╭─ Dataset excerpt
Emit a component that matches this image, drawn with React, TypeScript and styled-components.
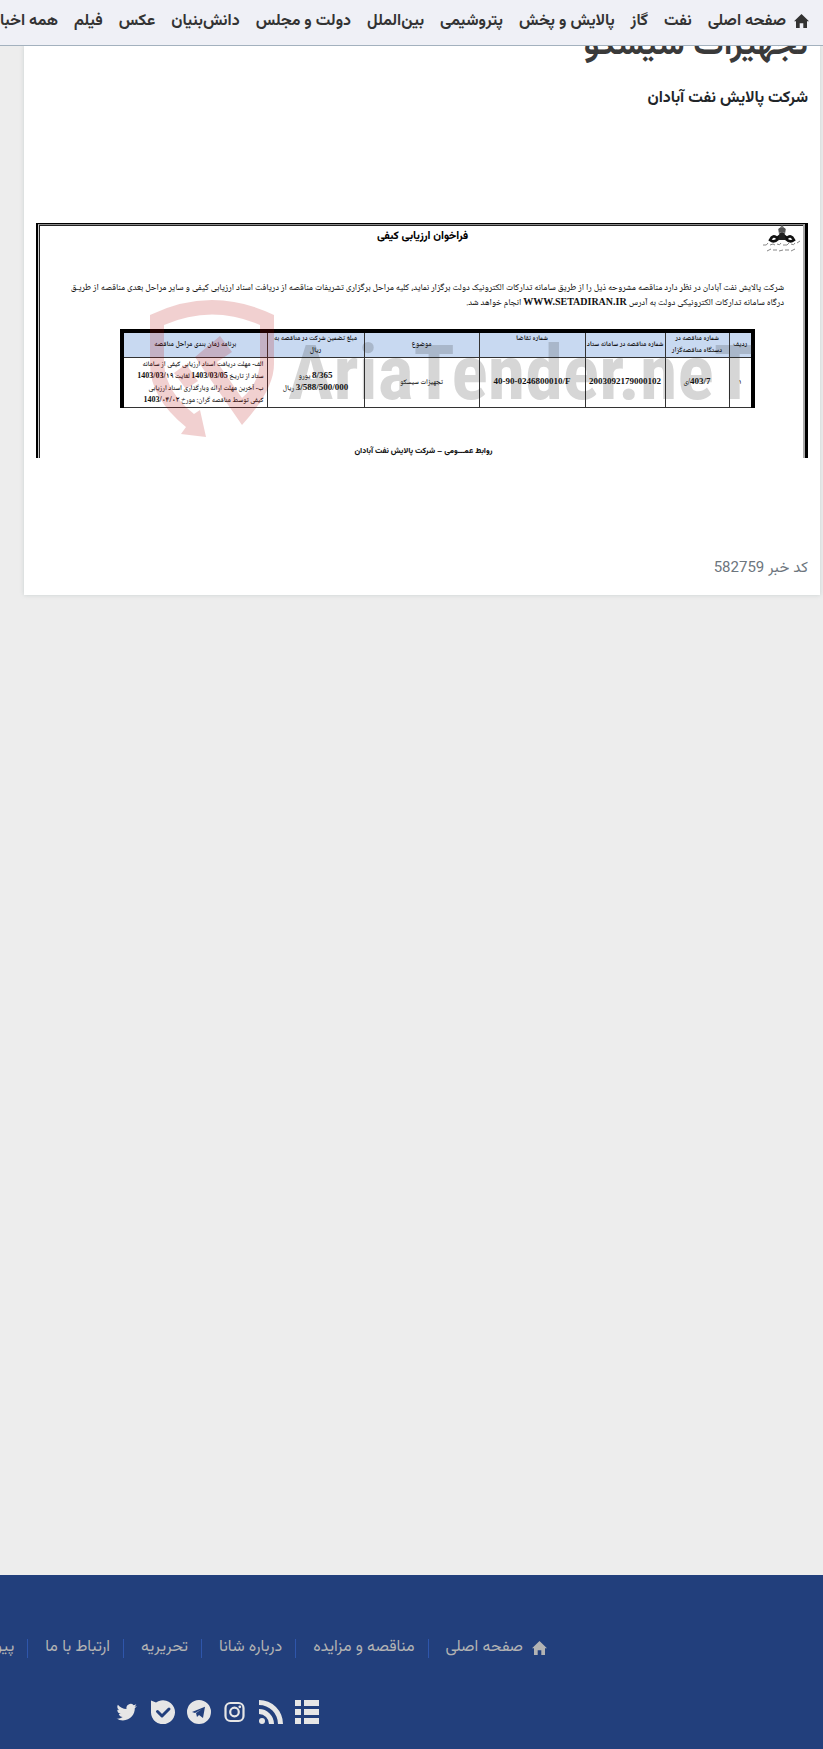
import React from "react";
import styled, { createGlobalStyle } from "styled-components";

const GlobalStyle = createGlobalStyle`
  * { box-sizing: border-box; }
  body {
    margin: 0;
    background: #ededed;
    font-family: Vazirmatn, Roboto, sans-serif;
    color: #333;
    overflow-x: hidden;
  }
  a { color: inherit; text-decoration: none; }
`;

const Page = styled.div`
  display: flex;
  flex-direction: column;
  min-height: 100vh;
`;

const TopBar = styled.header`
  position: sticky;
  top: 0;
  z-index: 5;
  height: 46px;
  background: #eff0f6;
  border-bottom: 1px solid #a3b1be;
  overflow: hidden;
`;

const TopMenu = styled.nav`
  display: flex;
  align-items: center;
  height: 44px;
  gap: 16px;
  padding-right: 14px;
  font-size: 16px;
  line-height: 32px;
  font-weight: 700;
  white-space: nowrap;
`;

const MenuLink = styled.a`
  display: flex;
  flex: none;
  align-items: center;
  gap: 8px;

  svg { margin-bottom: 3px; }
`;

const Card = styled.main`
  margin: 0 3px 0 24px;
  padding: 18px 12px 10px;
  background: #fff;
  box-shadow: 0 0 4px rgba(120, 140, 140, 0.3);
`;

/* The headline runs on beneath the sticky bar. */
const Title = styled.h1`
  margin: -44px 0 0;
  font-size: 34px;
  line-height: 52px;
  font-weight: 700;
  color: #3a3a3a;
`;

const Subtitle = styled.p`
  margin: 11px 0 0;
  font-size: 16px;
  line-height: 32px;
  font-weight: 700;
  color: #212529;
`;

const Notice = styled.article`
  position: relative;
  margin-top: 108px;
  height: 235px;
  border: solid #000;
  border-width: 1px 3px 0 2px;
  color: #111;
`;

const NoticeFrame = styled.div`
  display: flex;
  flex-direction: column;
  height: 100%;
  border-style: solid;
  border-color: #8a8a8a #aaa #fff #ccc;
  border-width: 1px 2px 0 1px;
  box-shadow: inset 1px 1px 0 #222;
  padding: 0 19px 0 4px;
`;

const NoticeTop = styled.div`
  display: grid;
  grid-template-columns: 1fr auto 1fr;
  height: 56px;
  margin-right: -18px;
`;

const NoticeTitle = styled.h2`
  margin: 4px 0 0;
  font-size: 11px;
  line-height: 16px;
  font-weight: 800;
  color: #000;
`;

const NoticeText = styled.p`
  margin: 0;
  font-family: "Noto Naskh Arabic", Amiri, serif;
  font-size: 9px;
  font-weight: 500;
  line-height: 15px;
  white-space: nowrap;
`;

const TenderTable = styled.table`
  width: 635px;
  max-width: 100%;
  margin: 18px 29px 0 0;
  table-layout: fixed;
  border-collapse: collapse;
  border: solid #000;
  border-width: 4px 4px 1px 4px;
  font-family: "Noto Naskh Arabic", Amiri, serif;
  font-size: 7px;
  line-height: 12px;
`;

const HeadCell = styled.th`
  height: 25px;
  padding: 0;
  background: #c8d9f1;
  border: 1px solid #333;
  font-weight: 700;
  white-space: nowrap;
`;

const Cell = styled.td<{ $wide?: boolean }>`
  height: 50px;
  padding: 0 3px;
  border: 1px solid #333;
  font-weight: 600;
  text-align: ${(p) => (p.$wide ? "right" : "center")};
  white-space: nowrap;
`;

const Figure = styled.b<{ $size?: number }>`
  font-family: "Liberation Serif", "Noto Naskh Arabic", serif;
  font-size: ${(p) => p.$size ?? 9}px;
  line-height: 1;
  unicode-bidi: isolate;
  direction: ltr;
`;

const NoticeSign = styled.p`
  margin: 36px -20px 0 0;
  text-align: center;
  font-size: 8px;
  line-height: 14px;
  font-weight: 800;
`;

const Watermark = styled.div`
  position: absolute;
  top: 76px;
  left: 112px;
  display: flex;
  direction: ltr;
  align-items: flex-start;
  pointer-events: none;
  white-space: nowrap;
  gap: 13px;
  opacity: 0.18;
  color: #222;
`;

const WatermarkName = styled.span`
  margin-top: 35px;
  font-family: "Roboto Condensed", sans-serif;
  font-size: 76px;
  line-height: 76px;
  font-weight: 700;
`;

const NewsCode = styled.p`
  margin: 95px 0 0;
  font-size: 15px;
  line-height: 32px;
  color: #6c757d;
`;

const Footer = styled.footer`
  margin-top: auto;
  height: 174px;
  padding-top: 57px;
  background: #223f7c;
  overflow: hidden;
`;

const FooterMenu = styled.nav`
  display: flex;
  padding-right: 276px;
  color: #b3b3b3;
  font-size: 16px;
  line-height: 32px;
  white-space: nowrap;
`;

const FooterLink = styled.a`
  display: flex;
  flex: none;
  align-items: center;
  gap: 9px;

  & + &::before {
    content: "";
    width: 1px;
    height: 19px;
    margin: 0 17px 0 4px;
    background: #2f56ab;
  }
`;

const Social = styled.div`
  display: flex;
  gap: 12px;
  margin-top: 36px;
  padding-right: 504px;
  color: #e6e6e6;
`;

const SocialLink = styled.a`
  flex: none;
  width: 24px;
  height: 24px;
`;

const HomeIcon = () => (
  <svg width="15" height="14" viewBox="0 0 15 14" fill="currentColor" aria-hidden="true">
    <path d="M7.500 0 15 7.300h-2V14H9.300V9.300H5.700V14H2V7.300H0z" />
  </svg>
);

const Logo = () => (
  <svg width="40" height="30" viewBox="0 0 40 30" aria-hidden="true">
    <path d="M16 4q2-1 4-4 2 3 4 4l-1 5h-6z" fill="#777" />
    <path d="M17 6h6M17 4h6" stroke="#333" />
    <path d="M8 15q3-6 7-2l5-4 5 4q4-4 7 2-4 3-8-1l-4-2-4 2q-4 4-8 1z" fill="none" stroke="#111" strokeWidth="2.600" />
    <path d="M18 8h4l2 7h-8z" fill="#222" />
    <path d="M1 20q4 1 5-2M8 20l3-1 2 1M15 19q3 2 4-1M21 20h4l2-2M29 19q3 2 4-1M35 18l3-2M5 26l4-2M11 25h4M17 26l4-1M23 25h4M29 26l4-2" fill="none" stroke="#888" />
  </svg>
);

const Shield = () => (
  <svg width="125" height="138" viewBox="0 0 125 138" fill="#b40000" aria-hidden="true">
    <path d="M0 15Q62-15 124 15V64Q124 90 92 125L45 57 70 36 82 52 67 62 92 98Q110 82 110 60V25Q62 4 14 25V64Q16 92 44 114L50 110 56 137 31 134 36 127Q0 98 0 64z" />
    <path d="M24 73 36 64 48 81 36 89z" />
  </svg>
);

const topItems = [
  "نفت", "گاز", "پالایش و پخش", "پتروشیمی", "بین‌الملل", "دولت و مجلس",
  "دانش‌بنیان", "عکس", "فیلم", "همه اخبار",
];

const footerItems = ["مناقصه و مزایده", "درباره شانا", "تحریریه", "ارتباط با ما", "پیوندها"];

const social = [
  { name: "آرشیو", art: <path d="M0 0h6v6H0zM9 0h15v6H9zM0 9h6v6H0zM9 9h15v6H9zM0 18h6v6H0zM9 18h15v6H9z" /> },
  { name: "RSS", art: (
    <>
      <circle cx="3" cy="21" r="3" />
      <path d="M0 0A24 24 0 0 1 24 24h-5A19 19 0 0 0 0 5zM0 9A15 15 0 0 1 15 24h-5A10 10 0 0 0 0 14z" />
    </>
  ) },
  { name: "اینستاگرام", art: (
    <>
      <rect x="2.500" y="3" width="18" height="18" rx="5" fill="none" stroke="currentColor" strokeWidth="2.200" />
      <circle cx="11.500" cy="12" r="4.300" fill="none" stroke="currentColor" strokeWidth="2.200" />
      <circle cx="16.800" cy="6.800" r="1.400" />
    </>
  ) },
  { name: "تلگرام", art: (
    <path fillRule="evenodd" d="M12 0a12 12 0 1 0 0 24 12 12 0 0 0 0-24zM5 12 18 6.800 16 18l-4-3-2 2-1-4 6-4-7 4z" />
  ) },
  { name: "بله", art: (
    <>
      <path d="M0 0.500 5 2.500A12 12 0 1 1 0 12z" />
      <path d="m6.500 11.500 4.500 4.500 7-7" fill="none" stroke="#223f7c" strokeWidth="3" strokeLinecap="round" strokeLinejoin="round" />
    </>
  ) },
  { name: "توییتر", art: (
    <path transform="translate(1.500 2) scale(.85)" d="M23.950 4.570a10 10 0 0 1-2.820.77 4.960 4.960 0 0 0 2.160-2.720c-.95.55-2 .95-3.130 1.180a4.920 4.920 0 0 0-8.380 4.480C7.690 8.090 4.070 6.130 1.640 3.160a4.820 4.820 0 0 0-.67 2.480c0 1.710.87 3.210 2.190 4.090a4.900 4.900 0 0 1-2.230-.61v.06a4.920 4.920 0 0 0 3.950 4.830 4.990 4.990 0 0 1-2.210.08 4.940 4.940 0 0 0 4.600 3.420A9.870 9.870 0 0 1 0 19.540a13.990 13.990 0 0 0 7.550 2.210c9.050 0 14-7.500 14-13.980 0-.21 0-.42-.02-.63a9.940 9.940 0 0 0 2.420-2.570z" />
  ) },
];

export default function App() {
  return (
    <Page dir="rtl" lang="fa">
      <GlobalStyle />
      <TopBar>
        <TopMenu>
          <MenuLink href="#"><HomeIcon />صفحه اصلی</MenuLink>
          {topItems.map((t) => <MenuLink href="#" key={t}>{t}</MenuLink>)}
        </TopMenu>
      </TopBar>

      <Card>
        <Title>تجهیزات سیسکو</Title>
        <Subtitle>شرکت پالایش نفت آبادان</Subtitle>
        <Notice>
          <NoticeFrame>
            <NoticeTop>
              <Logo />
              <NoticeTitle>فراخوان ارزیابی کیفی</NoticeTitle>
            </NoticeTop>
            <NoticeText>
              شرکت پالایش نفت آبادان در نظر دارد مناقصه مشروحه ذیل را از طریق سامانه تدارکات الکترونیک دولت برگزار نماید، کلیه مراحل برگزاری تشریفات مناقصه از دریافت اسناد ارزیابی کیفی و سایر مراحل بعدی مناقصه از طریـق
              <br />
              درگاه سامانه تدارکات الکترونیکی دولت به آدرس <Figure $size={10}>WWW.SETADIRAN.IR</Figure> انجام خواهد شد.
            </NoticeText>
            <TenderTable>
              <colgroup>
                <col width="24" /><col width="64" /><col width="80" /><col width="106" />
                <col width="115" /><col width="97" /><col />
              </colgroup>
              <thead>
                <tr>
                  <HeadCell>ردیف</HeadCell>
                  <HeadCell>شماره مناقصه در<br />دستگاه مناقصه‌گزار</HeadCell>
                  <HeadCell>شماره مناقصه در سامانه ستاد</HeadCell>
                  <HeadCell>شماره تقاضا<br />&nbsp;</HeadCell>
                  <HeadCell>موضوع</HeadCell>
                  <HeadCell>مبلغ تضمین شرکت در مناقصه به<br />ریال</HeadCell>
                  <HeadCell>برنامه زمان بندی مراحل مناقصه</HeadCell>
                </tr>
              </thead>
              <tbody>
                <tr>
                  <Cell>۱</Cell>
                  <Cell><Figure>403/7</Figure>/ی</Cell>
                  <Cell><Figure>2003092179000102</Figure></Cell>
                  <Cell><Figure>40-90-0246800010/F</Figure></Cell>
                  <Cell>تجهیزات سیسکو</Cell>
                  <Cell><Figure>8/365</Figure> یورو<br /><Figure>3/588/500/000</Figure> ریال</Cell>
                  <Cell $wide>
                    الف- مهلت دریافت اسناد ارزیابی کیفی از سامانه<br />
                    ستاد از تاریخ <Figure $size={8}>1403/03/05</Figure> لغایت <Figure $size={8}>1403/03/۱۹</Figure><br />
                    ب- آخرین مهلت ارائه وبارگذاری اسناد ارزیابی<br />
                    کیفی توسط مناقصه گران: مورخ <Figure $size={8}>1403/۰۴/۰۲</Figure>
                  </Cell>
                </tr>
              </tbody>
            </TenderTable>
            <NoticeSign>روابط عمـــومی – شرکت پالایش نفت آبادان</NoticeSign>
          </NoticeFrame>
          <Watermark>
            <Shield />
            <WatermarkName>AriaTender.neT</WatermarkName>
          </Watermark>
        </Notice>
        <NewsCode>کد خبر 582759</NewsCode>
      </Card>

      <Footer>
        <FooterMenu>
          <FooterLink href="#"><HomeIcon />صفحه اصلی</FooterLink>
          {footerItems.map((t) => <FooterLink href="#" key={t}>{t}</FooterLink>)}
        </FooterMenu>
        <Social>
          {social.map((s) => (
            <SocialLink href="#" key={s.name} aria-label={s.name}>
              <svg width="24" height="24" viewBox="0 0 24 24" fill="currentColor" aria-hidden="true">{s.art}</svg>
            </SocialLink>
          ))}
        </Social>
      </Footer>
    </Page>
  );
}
╰─
Problem statement:
How many lines in the listing above contain "React"? Answer with the number alone.

Expected answer:
2